Abstract: In recent decades prefetchers have been extensively researched, engineered, re-engineered and quite often over-engineered. Papers in this area have become increasingly complex and reviewers became harder to pass. However, at the same time, the community became bigger and stronger than ever before, the simulation tools simpler and powerful more than ever, and we are facing one of the greatest paradigm shifts in scientific history that can assist anyone who just happens to have an initial idea. Given all that, does it still make sense to research prefetchers in 2026? Have we reached the point of diminishing return? Are there any frontiers left to explore and conquer? Will there be a DPC5?! This talk will discuss current research work and try to present a few potential directions for expansion.
Bio: Leeor Peled has received his PhD at the Technion under Prof. Uri Weiser & Yoav Etsion focused on ML based prefetchers with rich context. He spent over 22 years doing CPU core architecture, starting at Intel Haifa working on various core clusters from Sandybridge, Ivybridge & Skylake until Goldencove and Lioncove. He then moved to Huawei working on CPU cores for Mobile phones, server CPUs and many other domains. Currently he is leading Huawei CPU Architecture Research with a great team that spans across Israel, Zurich, Cambridge, Edinburgh, and China. His main focus is on Predictors, Parallelism, Caches, SW/HW codesign, System/OS, Dynamic optimization, Compilers, but he may be willing to talk about other things given a chance.
Abstract: For decades, prefetching research has chased the "perfect algorithm"—a universal oracle designed to master an ever-expanding set of workloads. In the modern datacenter, however, this one-size-fits-all philosophy is colliding with the reality of extreme heterogeneity as hardware platforms, workload mixes, and utilization rates are in constant flux. This mismatch is exacerbated by commercial prefetchers that have become increasingly aggressive to juice SPEC benchmarks, imposing an unsustainable "tax" on memory bandwidth. At scale, this translates into a lose-lose trade-off: over-provision memory bandwidth to handle speculative overhead, or disable prefetching entirely and sacrifice performance. This talk argues that the future of prefetching lies not in deeper algorithmic complexity, but in software-defined flexibility. To reclaim performance, we must move past the narrow, rigid interfaces of current ISAs that prevent the software stack from communicating intent or priority. It is time to open the hardware black box and transform the prefetcher into a manageable, programmable resource.

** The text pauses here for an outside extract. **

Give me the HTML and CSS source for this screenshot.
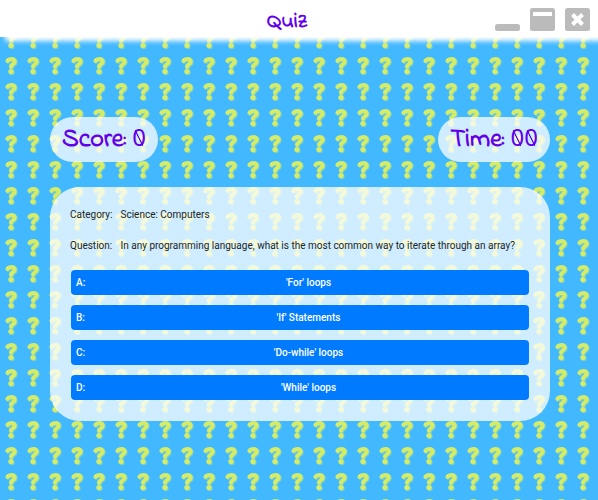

Bio: Akanksha Jain is a staff software engineer at Google, where she works on cross-stack solutions to improve datacenter efficiency. Her work has led to substantial efficiency improvements to Google's existing fleet and has informed the design of future SoCs. Her research interests are in computer architecture, with a particular focus on the memory system and on using machine learning to improve system design. She received her Ph.D. in Computer Science from the University of Texas at Austin in 2016.